Task description: Copy out each line exactly; pictures stay out of the copy.

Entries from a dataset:

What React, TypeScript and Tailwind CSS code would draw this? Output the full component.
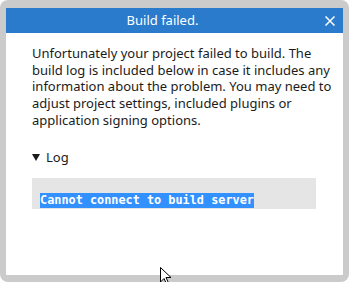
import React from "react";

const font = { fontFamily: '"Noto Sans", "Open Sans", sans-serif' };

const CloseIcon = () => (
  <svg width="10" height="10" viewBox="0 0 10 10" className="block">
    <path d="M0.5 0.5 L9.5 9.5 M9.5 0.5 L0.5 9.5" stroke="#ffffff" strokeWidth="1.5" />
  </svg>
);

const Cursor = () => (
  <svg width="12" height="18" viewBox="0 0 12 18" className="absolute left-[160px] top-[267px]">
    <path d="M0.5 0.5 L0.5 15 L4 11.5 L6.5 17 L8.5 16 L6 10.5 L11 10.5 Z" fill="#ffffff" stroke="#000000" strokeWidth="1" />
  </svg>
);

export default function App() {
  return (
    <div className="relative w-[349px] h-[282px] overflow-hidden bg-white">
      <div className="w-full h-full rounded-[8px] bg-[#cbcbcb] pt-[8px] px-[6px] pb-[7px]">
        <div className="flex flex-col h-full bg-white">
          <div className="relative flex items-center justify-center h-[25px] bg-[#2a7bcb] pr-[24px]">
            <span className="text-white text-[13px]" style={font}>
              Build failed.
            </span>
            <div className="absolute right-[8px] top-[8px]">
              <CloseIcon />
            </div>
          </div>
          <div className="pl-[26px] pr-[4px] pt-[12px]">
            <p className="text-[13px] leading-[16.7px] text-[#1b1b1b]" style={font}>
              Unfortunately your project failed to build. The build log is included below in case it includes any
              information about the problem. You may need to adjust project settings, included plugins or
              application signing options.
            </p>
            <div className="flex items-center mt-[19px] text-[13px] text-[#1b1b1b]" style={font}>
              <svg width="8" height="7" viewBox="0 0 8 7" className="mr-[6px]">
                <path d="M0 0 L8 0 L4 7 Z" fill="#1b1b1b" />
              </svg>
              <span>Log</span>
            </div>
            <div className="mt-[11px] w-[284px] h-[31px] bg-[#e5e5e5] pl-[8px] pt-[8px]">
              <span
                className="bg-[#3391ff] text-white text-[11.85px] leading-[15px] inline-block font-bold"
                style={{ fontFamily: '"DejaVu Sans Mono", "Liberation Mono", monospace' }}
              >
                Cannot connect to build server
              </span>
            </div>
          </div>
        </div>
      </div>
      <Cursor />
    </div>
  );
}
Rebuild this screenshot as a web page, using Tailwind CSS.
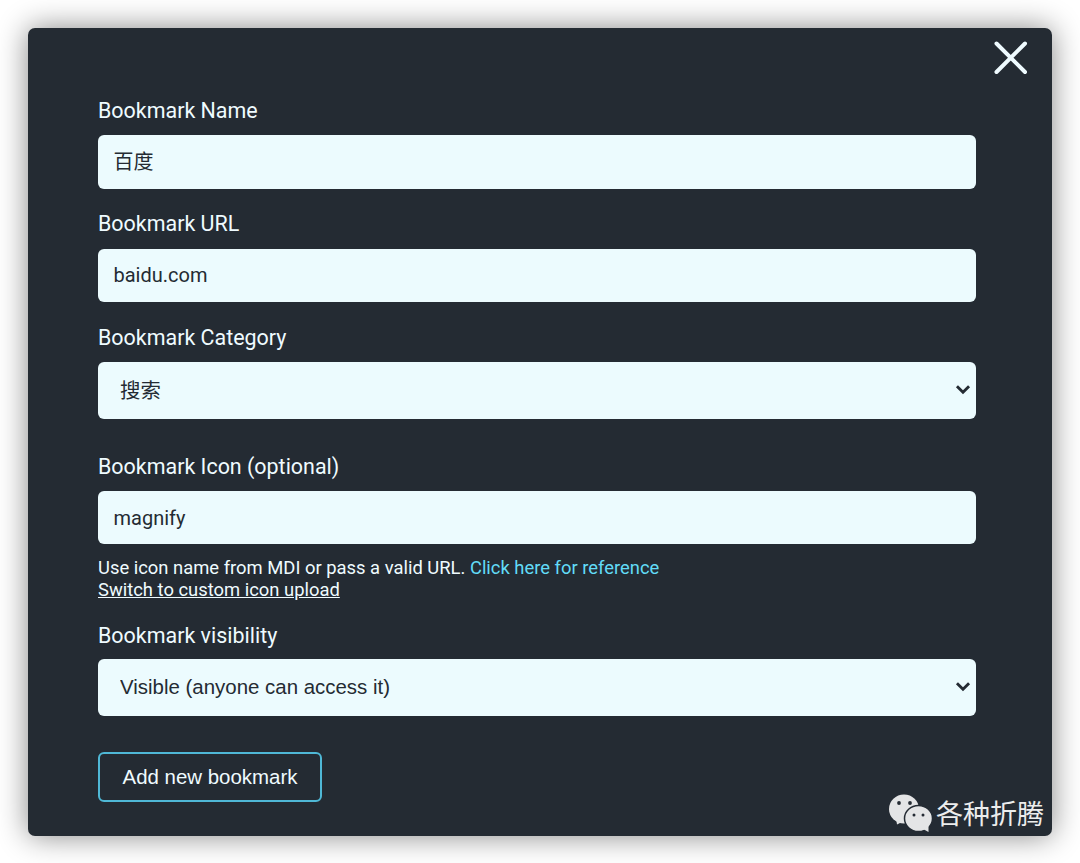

Solution for this exercise:
What React, TypeScript and Tailwind CSS code would draw this? Output the full component.
import React from "react";

const font = { fontFamily: '"Noto Sans", "Open Sans", sans-serif' };

const CloseIcon = () => (
  <svg width="10" height="10" viewBox="0 0 10 10" className="block">
    <path d="M0.5 0.5 L9.5 9.5 M9.5 0.5 L0.5 9.5" stroke="#ffffff" strokeWidth="1.5" />
  </svg>
);

const Cursor = () => (
  <svg width="12" height="18" viewBox="0 0 12 18" className="absolute left-[160px] top-[267px]">
    <path d="M0.5 0.5 L0.5 15 L4 11.5 L6.5 17 L8.5 16 L6 10.5 L11 10.5 Z" fill="#ffffff" stroke="#000000" strokeWidth="1" />
  </svg>
);

export default function App() {
  return (
    <div className="relative w-[349px] h-[282px] overflow-hidden bg-white">
      <div className="w-full h-full rounded-[8px] bg-[#cbcbcb] pt-[8px] px-[6px] pb-[7px]">
        <div className="flex flex-col h-full bg-white">
          <div className="relative flex items-center justify-center h-[25px] bg-[#2a7bcb] pr-[24px]">
            <span className="text-white text-[13px]" style={font}>
              Build failed.
            </span>
            <div className="absolute right-[8px] top-[8px]">
              <CloseIcon />
            </div>
          </div>
          <div className="pl-[26px] pr-[4px] pt-[12px]">
            <p className="text-[13px] leading-[16.7px] text-[#1b1b1b]" style={font}>
              Unfortunately your project failed to build. The build log is included below in case it includes any
              information about the problem. You may need to adjust project settings, included plugins or
              application signing options.
            </p>
            <div className="flex items-center mt-[19px] text-[13px] text-[#1b1b1b]" style={font}>
              <svg width="8" height="7" viewBox="0 0 8 7" className="mr-[6px]">
                <path d="M0 0 L8 0 L4 7 Z" fill="#1b1b1b" />
              </svg>
              <span>Log</span>
            </div>
            <div className="mt-[11px] w-[284px] h-[31px] bg-[#e5e5e5] pl-[8px] pt-[8px]">
              <span
                className="bg-[#3391ff] text-white text-[11.85px] leading-[15px] inline-block font-bold"
                style={{ fontFamily: '"DejaVu Sans Mono", "Liberation Mono", monospace' }}
              >
                Cannot connect to build server
              </span>
            </div>
          </div>
        </div>
      </div>
      <Cursor />
    </div>
  );
}
Rebuild this screenshot as a web page, using Tailwind CSS.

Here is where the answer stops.